Data shown:
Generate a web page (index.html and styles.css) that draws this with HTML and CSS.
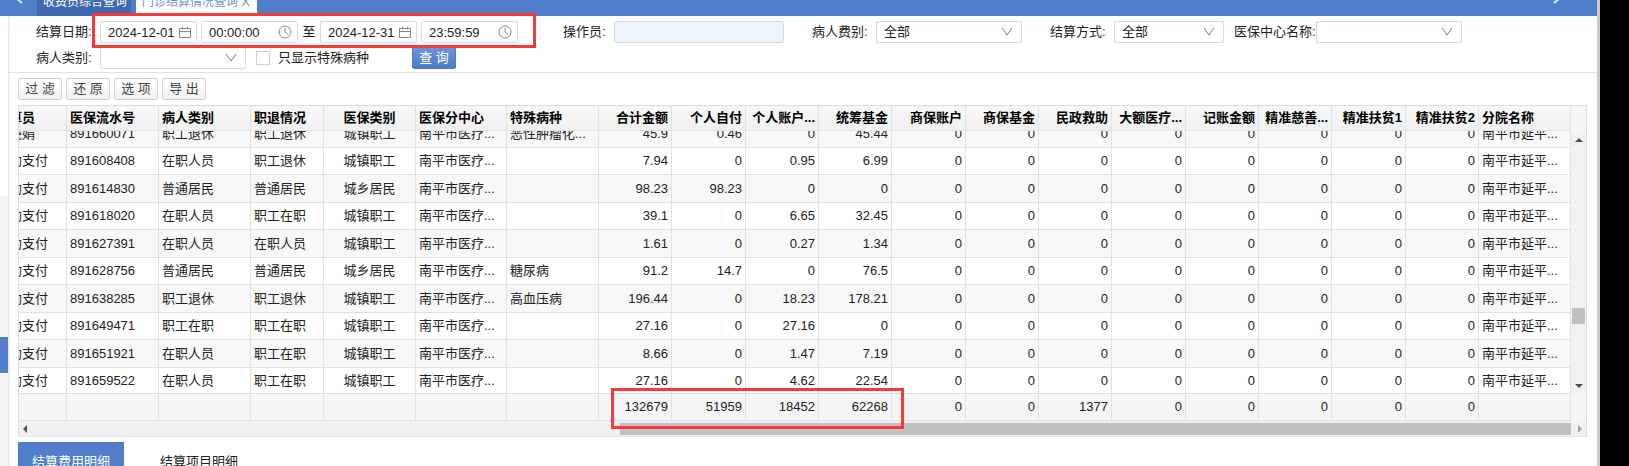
FILE: index.html
```html
<!DOCTYPE html>
<html lang="zh-CN">
<head>
    <meta charset="UTF-8">
    <title>门诊结算情况查询</title>
    <link rel="stylesheet" href="styles.css">
</head>
<body>
<svg class="defs">
    <symbol id="icon-date" viewBox="0 0 12 12"><path d="M.5 2.5h11v9H.5zM.5 5.5h11M3.5.5v3M8.5.5v3"/></symbol>
    <symbol id="icon-time" viewBox="0 0 14 14"><circle cx="7" cy="7" r="6"/><path d="M7 3v4l3 2.500"/></symbol>
    <symbol id="icon-down" viewBox="0 0 12 10"><path d="M1 1l5 7 5-7"/></symbol>
</svg>

<div class="window">
    <aside class="side"><button class="side-toggle" aria-label="展开菜单"></button></aside>

    <div class="page">
        <nav class="tabbar">
            <button class="tab-arrow" aria-label="向左"><svg viewBox="0 0 8 12"><path d="M7 1L1 6l6 5"/></svg></button>
            <a class="tab" href="#">收费员综合查询</a>
            <a class="tab active" href="#">门诊结算情况查询 <span class="close">X</span></a>
            <button class="tab-arrow tab-next" aria-label="向右"><svg viewBox="0 0 8 12"><path d="M1 1l6 5-6 5"/></svg></button>
        </nav>

        <main class="main">
            <form class="search">
                <div class="field">
                    <label for="beginDate">结算日期:</label>
                    <div class="range">
                        <span class="box"><input id="beginDate" type="text" value="2024-12-01"><svg class="icon icon-date"><use href="#icon-date"/></svg></span>
                        <span class="box"><input type="text" value="00:00:00" aria-label="开始时间"><svg class="icon"><use href="#icon-time"/></svg></span>
                        <span class="to">至</span>
                        <span class="box"><input type="text" value="2024-12-31" aria-label="结束日期"><svg class="icon icon-date"><use href="#icon-date"/></svg></span>
                        <span class="box"><input type="text" value="23:59:59" aria-label="结束时间"><svg class="icon"><use href="#icon-time"/></svg></span>
                        <div class="mark mark-date"></div>
                    </div>
                </div>
                <div class="field field-short">
                    <label for="operator">操作员:</label>
                    <span class="box box-operator"><input id="operator" type="text"></span>
                </div>
                <div class="field">
                    <label for="feeType">病人费别:</label>
                    <span class="box box-wide"><select id="feeType"><option>全部</option></select><svg class="icon icon-down"><use href="#icon-down"/></svg></span>
                </div>
                <div class="field">
                    <label for="payType">结算方式:</label>
                    <span class="box box-pay"><select id="payType"><option>全部</option></select><svg class="icon icon-down"><use href="#icon-down"/></svg></span>
                </div>
                <div class="field field-long">
                    <label for="center">医保中心名称:</label>
                    <span class="box box-wide"><select id="center"><option></option></select><svg class="icon icon-down"><use href="#icon-down"/></svg></span>
                </div>
                <div class="field field-row">
                    <label for="patientType">病人类别:</label>
                    <span class="box box-wide"><select id="patientType"><option></option></select><svg class="icon icon-down"><use href="#icon-down"/></svg></span>
                    <label class="check"><input type="checkbox">只显示特殊病种</label>
                    <button class="btn-query" type="button">查 询</button>
                </div>
            </form>

            <div class="toolbar">
                <button>过 滤</button>
                <button>还 原</button>
                <button>选 项</button>
                <button>导 出</button>
            </div>

            <div class="grid">
                <div class="grid-view" id="gridView">
                    <table>
                        <colgroup id="cols"></colgroup>
                        <thead><tr id="gridHead"></tr></thead>
                        <tbody id="gridBody"></tbody>
                        <tfoot><tr id="gridFoot"></tr></tfoot>
                    </table>
                </div>
                <div class="vscroll">
                    <div class="vtrack">
                        <i class="arrow up"></i>
                        <i class="vthumb"></i>
                        <i class="arrow down"></i>
                    </div>
                </div>
                <div class="hscroll">
                    <i class="arrow left"></i>
                    <i class="hthumb"></i>
                    <i class="arrow right"></i>
                </div>
                <div class="mark mark-total"></div>
            </div>

            <nav class="detail-tabs">
                <a class="active" href="#">结算费用明细</a>
                <a href="#">结算项目明细</a>
            </nav>
        </main>
    </div>
</div>

<script>
    // 列: 标题, 宽度, 对齐
    const columns = [
        ['结算员', 74, 'l'], ['医保流水号', 92, 'l'], ['病人类别', 92, 'l'], ['职退情况', 73, 'l'],
        ['医保类别', 92, 'c'], ['医保分中心', 91, 'l'], ['特殊病种', 92, 'l'], ['合计金额', 73, 'r'],
        ['个人自付', 74, 'r'], ['个人账户...', 73, 'r'], ['统筹基金', 73, 'r'], ['商保账户', 74, 'r'],
        ['商保基金', 73, 'r'], ['民政救助', 73, 'r'], ['大额医疗...', 74, 'r'], ['记账金额', 73, 'r'],
        ['精准慈善...', 73, 'r'], ['精准扶贫1', 74, 'r'], ['精准扶贫2', 73, 'r'], ['分院名称', 0, 'l']
    ];

    // 流水号, 病人类别, 职退情况, 医保类别, 特殊病种, 合计, 自付, 账户, 统筹
    const records = [
        ['891660071', '职工退休', '职工退休', '城镇职工', '恶性肿瘤化...', 45.9, 0.46, 0, 45.44],
        ['891608408', '在职人员', '职工退休', '城镇职工', '', 7.94, 0, 0.95, 6.99],
        ['891614830', '普通居民', '普通居民', '城乡居民', '', 98.23, 98.23, 0, 0],
        ['891618020', '在职人员', '职工在职', '城镇职工', '', 39.1, 0, 6.65, 32.45],
        ['891627391', '在职人员', '在职人员', '城镇职工', '', 1.61, 0, 0.27, 1.34],
        ['891628756', '普通居民', '普通居民', '城乡居民', '糖尿病', 91.2, 14.7, 0, 76.5],
        ['891638285', '职工退休', '职工退休', '城镇职工', '高血压病', 196.44, 0, 18.23, 178.21],
        ['891649471', '职工在职', '职工在职', '城镇职工', '', 27.16, 0, 27.16, 0],
        ['891651921', '在职人员', '职工在职', '城镇职工', '', 8.66, 0, 1.47, 7.19],
        ['891659522', '在职人员', '职工在职', '城镇职工', '', 27.16, 0, 4.62, 22.54]
    ];
    const totals = ['', '', '', '', '', '', '', 132679, 51959, 18452, 62268, 0, 0, 1377, 0, 0, 0, 0, 0, ''];

    function cells(values, tag) {
        return values.map((v, i) => `<${tag} class="${columns[i][2]}">${v}</${tag}>`).join('');
    }

    function toRow(r, i) {
        const name = i === 0 ? '陈晓娟' : '自助支付';
        return [name, r[0], r[1], r[2], r[3], '南平市医疗...', r[4], r[5], r[6], r[7], r[8],
            0, 0, 0, 0, 0, 0, 0, 0, '南平市延平...'];
    }

    document.getElementById('cols').innerHTML =
        columns.map(c => c[1] ? `<col style="width:${c[1]}px">` : '<col>').join('');
    document.getElementById('gridHead').innerHTML = cells(columns.map(c => c[0]), 'th');
    document.getElementById('gridBody').innerHTML =
        records.map((r, i) => `<tr>${cells(toRow(r, i), 'td')}</tr>`).join('');
    document.getElementById('gridFoot').innerHTML = cells(totals, 'td');

    const view = document.getElementById('gridView');
    view.scrollTop = 11;
    view.scrollLeft = 26;
</script>
</body>
</html>
```

FILE: styles.css
```css
* {
    box-sizing: border-box;
}
body {
    margin: 0;
    background: #000;
    color: #222;
    font: 13px/18px "Liberation Sans", Arial, "Noto Sans CJK SC", sans-serif;
    overflow: hidden;
}
button, input, select {
    font: inherit;
    color: inherit;
    margin: 0;
}
a {
    color: inherit;
    text-decoration: none;
}
.defs {
    display: none;
}
.window {
    display: grid;
    grid-template-columns: 8px 1fr;
    height: 100vh;
    margin-right: 29px;
    border-right: 3px solid #c8cacb;
    background: #fff;
}

/* 左侧收起的菜单 */
.side {
    background: linear-gradient(#507ecb 16px, #fff 16px, #fff 196px, #f4f4f4 196px);
    padding-top: 337px;
}
.side-toggle {
    display: block;
    width: 8px;
    height: 36px;
    padding: 0;
    border: 0;
    background: #507ecb;
}
.page {
    min-width: 0;
    display: flex;
    flex-direction: column;
}

/* 顶部标签 */
.tabbar {
    height: 16px;
    flex: none;
    display: flex;
    align-items: flex-end;
    background: #507ecb;
    overflow: hidden;
    padding-right: 36px;
}
.tab-arrow {
    width: 29px;
    height: 24px;
    padding: 0 0 12px 7px;
    border: 0;
    background: none;
    text-align: left;
}
.tab-arrow svg {
    display: block;
    width: 8px;
    height: 12px;
    fill: none;
    stroke: #d9efff;
    stroke-width: 2;
}
.tab-next {
    margin-left: auto;
    width: 8px;
    padding-left: 0;
}
.tab {
    height: 28px;
    padding: 0 4px 0 6px;
    margin-right: 5px;
    background: #3d69b3;
    color: #fff;
    font-size: 12px;
    line-height: 28px;
}
.tab.active {
    background: #fff;
    color: #6b8fcf;
    margin: 0;
    padding-right: 7px;
}
.close {
    font-size: 13px;
}

.main {
    flex: 1;
    border-left: 1px solid #e3e3e3;
}
.search {
    display: grid;
    grid-template-columns: 527px 249px 238px 184px 1fr;
    row-gap: 4px;
    padding: 5px 0 3px 27px;
    border-bottom: 1px solid #e4e4e4;
}
.field {
    display: flex;
    align-items: center;
}
.field > label:first-child {
    width: 64px;
    flex: none;
    white-space: nowrap;
}
.field-short > label:first-child {
    width: 51px;
}
.field-long > label:first-child {
    width: 82px;
}
.field-row {
    grid-column: 1 / -1;
}
.range {
    position: relative;
    display: flex;
    gap: 4px;
    align-items: center;
}
.to {
    width: 14px;
    text-align: center;
}
.box {
    display: flex;
    align-items: center;
    width: 97px;
    height: 22px;
    padding-right: 5px;
    border: 1px solid #d9d9d9;
    border-radius: 2px;
    background: #fff;
}
.box input, .box select {
    flex: 1;
    width: 0;
    height: 20px;
    padding: 0 0 0 7px;
    border: 0;
    outline: 0;
    background: none;
    appearance: none;
}
.box-wide {
    width: 146px;
}
.box-pay {
    width: 110px;
}
.box-operator {
    width: 170px;
    background: #edf4fd;
}
.icon {
    width: 14px;
    height: 14px;
    flex: none;
    fill: none;
    stroke: #888;
}
.icon-date {
    width: 12px;
    height: 12px;
}
.icon-down {
    width: 12px;
    height: 10px;
    margin-right: 3px;
    stroke: #777;
}
.check {
    display: flex;
    align-items: center;
    gap: 8px;
    margin-left: 10px;
}
.check input {
    appearance: none;
    width: 14px;
    height: 14px;
    border: 1px solid #d0d0d0;
    background: #fff;
}
.btn-query {
    width: 44px;
    height: 22px;
    margin-left: 43px;
    padding: 0;
    border: 1px solid #4f78bf;
    border-radius: 2px;
    background: linear-gradient(#6c93d8, #4f7bc8);
    color: #fff;
}

.toolbar {
    display: flex;
    gap: 4px;
    padding: 5px 9px;
}
.toolbar button {
    width: 44px;
    height: 22px;
    padding: 0;
    border: 1px solid #d0d0d0;
    border-radius: 2px;
    background: linear-gradient(#fff, #f0f0f0);
    color: #444;
}

/* 表格 */
.grid {
    position: relative;
    display: grid;
    grid-template-columns: 1fr 15px;
    margin: 0 10px 0 9px;
    border: solid #dcdcdc;
    border-width: 0 1px;
}
.grid-view {
    height: 316px;
    min-width: 0;
    overflow: hidden;
}
table {
    table-layout: fixed;
    width: calc(100% + 26px);
    border-collapse: separate;
    border-spacing: 0;
}
th, td {
    padding: 0 3px;
    border-right: 1px solid #e0e3e0;
    border-bottom: 1px solid #e0e3e0;
    text-align: left;
    white-space: nowrap;
    overflow: hidden;
}
th {
    position: sticky;
    top: 0;
    height: 26px;
    background: linear-gradient(#f8f8f8, #f0f0f0);
    border-top: 1px solid #dcdcdc;
    color: #000;
}
tbody td {
    height: 27px;
}
tbody tr:nth-child(odd) td {
    height: 28px;
    background: #f8f8f8;
}
tfoot td {
    position: sticky;
    bottom: 0;
    height: 28px;
    background: #f5f5f5;
    border-top: 1px solid #dcdcdc;
}
.c {
    text-align: center;
}
.r {
    text-align: right;
}
.vscroll {
    padding: 26px 0 28px;
    background: #f5f5f5;
    border-top: 1px solid #dcdcdc;
}
.vtrack {
    height: 100%;
    display: flex;
    flex-direction: column;
    align-items: center;
    background: #f1f1f1;
    padding: 6px 0 5px;
}
.vthumb {
    width: 13px;
    height: 16px;
    margin: auto 0 60px;
    background: #c1c1c1;
}
.hscroll {
    grid-column: 1 / -1;
    display: flex;
    align-items: center;
    height: 16px;
    padding: 0 4px;
    background: #f0f0f0;
    border-bottom: 1px solid #e4e4e4;
}
.hthumb {
    flex: 1;
    height: 12px;
    margin: 0 7px 0 auto;
    max-width: 61%;
    background: #c1c1c1;
}
.arrow {
    border: 4px solid transparent;
}
.arrow.up {
    border-top: 0;
    border-bottom-color: #505050;
}
.arrow.down {
    border-bottom: 0;
    border-top-color: #505050;
}
.arrow.left {
    border-left: 0;
    border-right-color: #505050;
}
.arrow.right {
    border-right: 0;
    border-left-color: #a0a0a0;
}

/* 红框标注 */
.mark {
    position: absolute;
    border: 3px solid #f93838;
    pointer-events: none;
}
.mark-date {
    inset: -8px -18px -5px -8px;
}
.mark-total {
    left: 592px;
    bottom: 8px;
    width: 293px;
    height: 41px;
}

.detail-tabs {
    display: flex;
    margin: 5px 9px 0;
}
.detail-tabs a {
    width: 106px;
    flex: none;
    height: 38px;
    margin-right: 22px;
    line-height: 40px;
    text-align: center;
}
.detail-tabs .active {
    background: #507ecb;
    color: #fff;
}
```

What you have to do:
Find each line holding the word "styles" and copy it.

The reply:
Generate a web page (index.html and styles.css) that draws this with HTML and CSS.
    <link rel="stylesheet" href="styles.css">
FILE: styles.css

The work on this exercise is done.